City announces names of St. Paul police chief examining committee members

St. Paul leaders have announced the names of those who will be serving on the city’s Chief of Police Examining Committee.

According to the city, Sasha Cotton and Kathy Lantry will co-chair the committee, which will start meeting in either late May or early June, and once the police chief position is posted.

Cotton is currently the director of the Minneapolis Office of Violence Prevention (Minneapolis OVP). She is a lifelong St. Paul resident with ties to the Rondo/Summit-University neighborhood.

Lantry represented Ward 7 on the St. Paul City Council for almost 18 years, including serving as council present for 11 of those years. In March 2015, Lantry was appointed by former Mayor Chris Coleman to serve as the director of Public Works. She held that position until her retirement in March 2020.

Other members of the 39 person committee are:

  • Hao Nguyen – Ramsey County Attorney’s Office
  • Mike Martin – Ramsey County Sheriff’s Office
  • Mark Ross – St. Paul Police Federation
  • Deborah Montgomery – Representative of the Latino, Black, Asian and Somali-American Police Officers Associations
  • Juan Lozoya – Representative of the Latino, Black, Asian and Somali-American Police Officers Associations
  • Lyndsey Olson – St. Paul City Attorney
  • Rev. Richard Pittman – St. Paul NAACP
  • Erin Hayes – Human Rights Commission/PCIARC
  • Mike Hang – Hmong 18 Council
  • Chauntyll Allen – St. Paul Public Schools Board Member
  • Laurie Olson – Dir. of Security and Emergency Management of St. Paul Public Schools
  • Shelley Cline – Executive Director of the St. Paul Intervention Project
  • Kim Gans – Public Housing Authority
  • B Kyle – St. Paul Area Chamber of Commerce
  • John Bandemer – Downtown Business
  • Laurie Marsh – Human Resources Director, EcoLab
  • Alyssa Schlander – Senior Director, Public Affairs and Asst. Gen. Counsel, Securian Financial
  • Christine Michels – Director of Housing Stability and Opportunity, Catholic Charities
  • Ahmed Anshur – Community/ISAIAH
  • Manny Munson-Regala – Community member
  • Cheniqua Johnson – Community member
  • Nick Kellum – Community member
  • Robert McClain – Community member
  • Charles Gill – Community member
  • Samuel Clark – Community member
  • Rosa Tock – Community member
  • Jonathan Ortiz – Community member
  • Erin Delany – Community member
  • Lucy Gerold – Community member
  • Kaarin Long – Community member
  • George Twoo – Community member
  • Karen Larson – Community member
  • Ryan Vue – Youth
  • Chikasmo Chijioke – Youth
  • Abshir Ali – Youth

The city still needs to announce the names of two others who will give a perspective from Ramsey County District Court and the Office of Neighborhood Safety.

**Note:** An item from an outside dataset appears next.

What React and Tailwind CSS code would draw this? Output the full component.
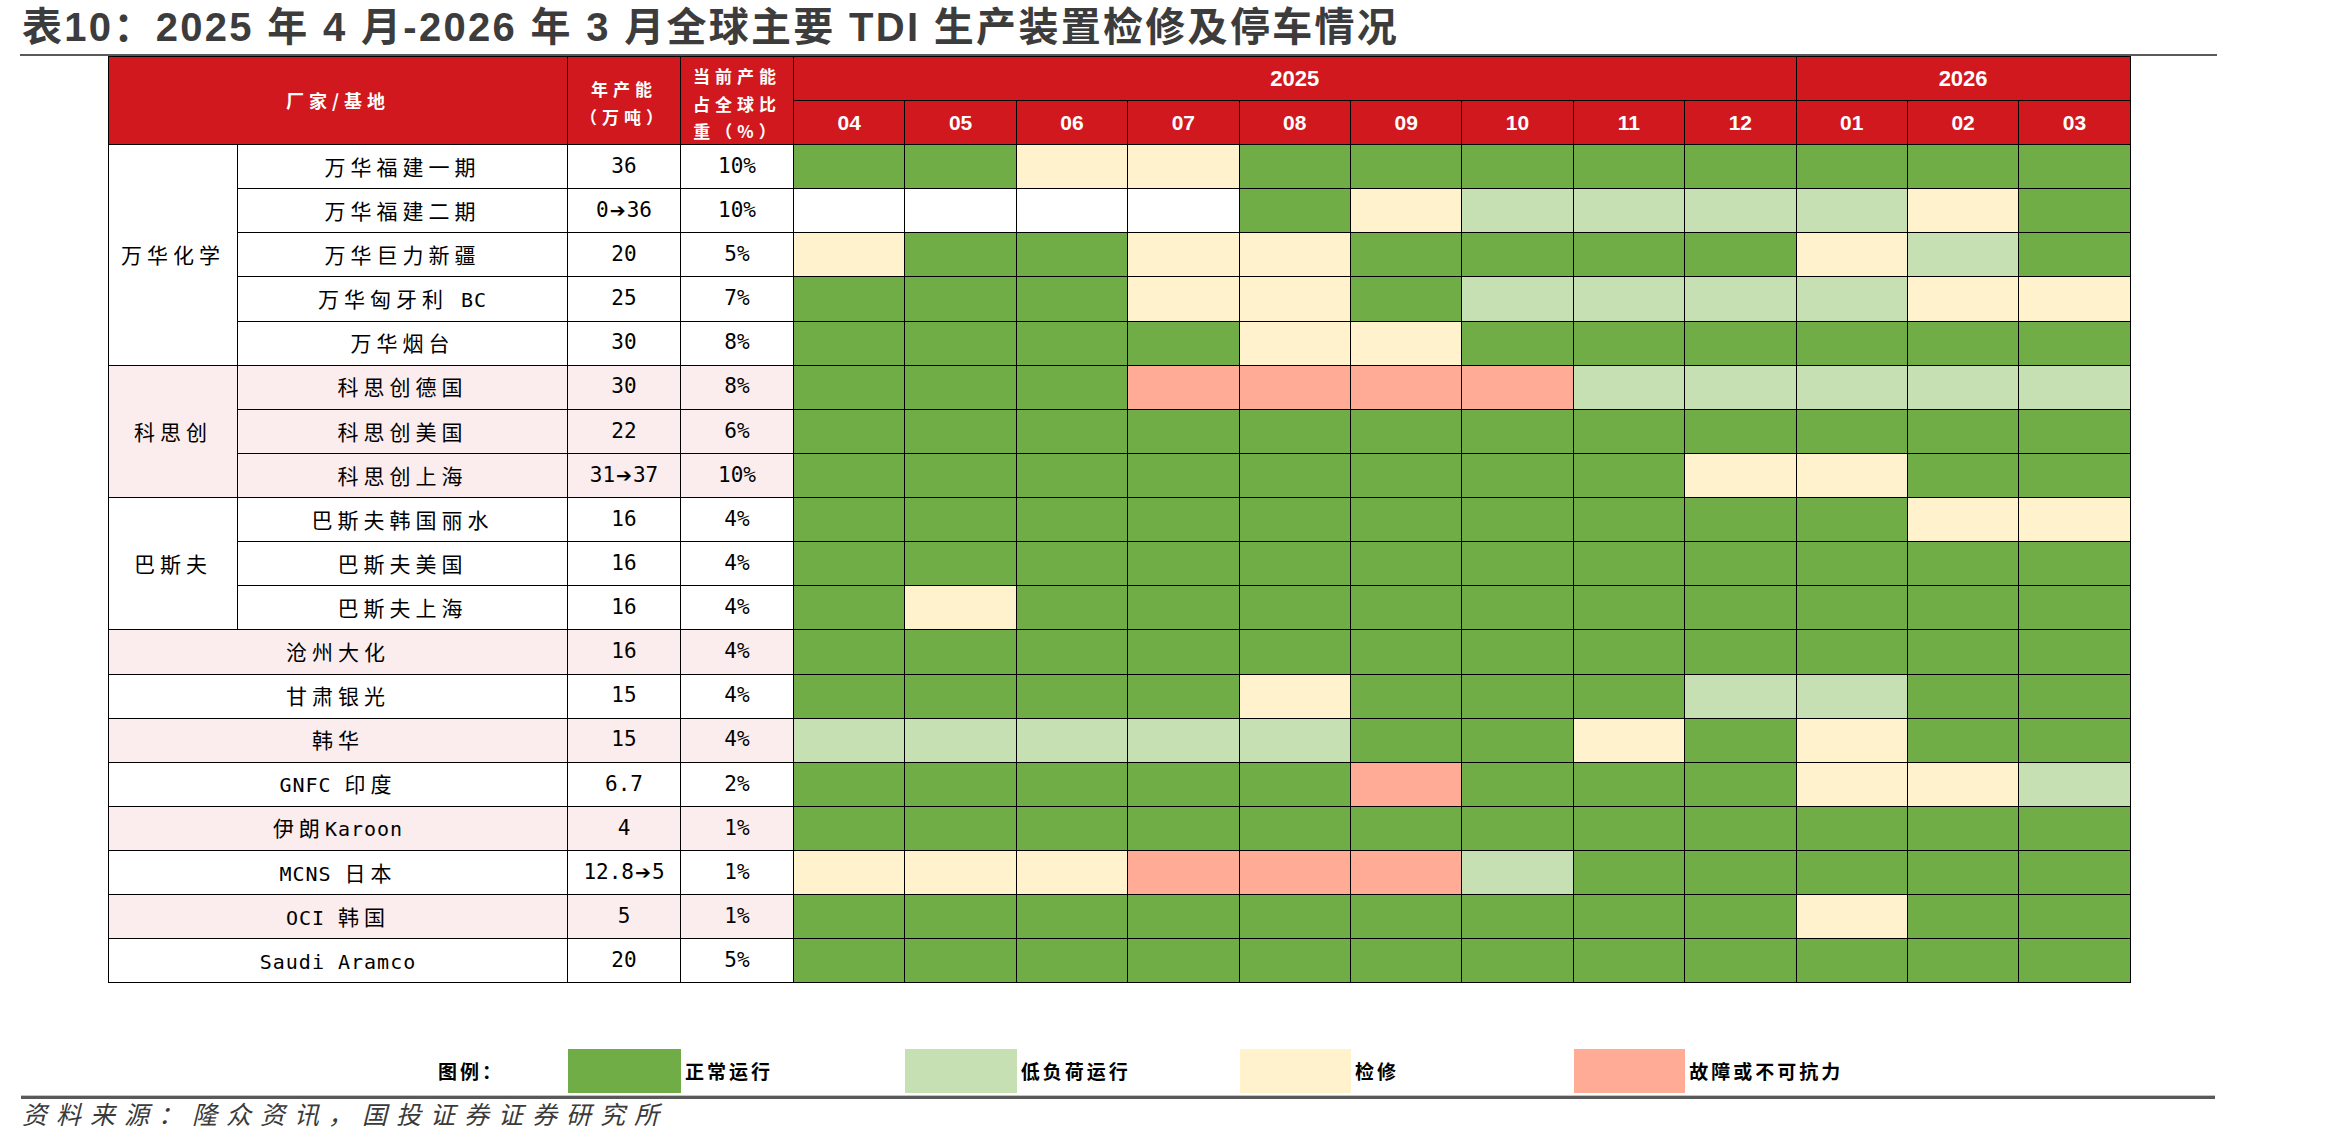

Police Chief Todd Axtell announced last October he wouldn’t pursue a second term when his current term ends in June. Axtell has served on the department for more than 30 years.

RELATED: St. Paul Police Chief Todd Axtell announces he is leaving department next summer

The committee will review position applications, do interviews, and recommend five candidates to St. Paul Mayor Melvin Carter.

Carter will then choose a new police chief, whose term will last for six years starting in June 2022.

The committee was created by the St. Paul City Council.

Cotton and Lantry’s positions will be finalized once voted on by members of the council. Currently, the council is scheduled to receive the first reading on April 27.

A public hearing will then be held May 4, and final voting must be done by May 11.

A full list of committee members, which is made of community members and leaders of both St. Paul and Ramsey County, can be found by CLICKING HERE.

The move comes as Axtell says the department has been losing officers at such a high rate that the department is about 100 officers below their authorized strength of 620 sworn officers.

As previously reported, Carter has announced he would accept a $3.7 million federal grant to help hire as many as 80 new police officers this year.

RELATED: Mayor Carter commits to replenishing St. Paul police force with up to 80 new hires

Earlier in 2022, Axtell sent a letter to Carter, and urged the need for a new contract and a wage increase for officers. Axtell said the strained officers have been without a contract for more than a year, adding the city is losing police to other departments who are offering better benefits and wages.

RELATED: St. Paul police chief sends letter to mayor underlining need for officer wage increase

Carter won his reelection bid last November. Some of his opponents blamed Carter for Axtell’s departure.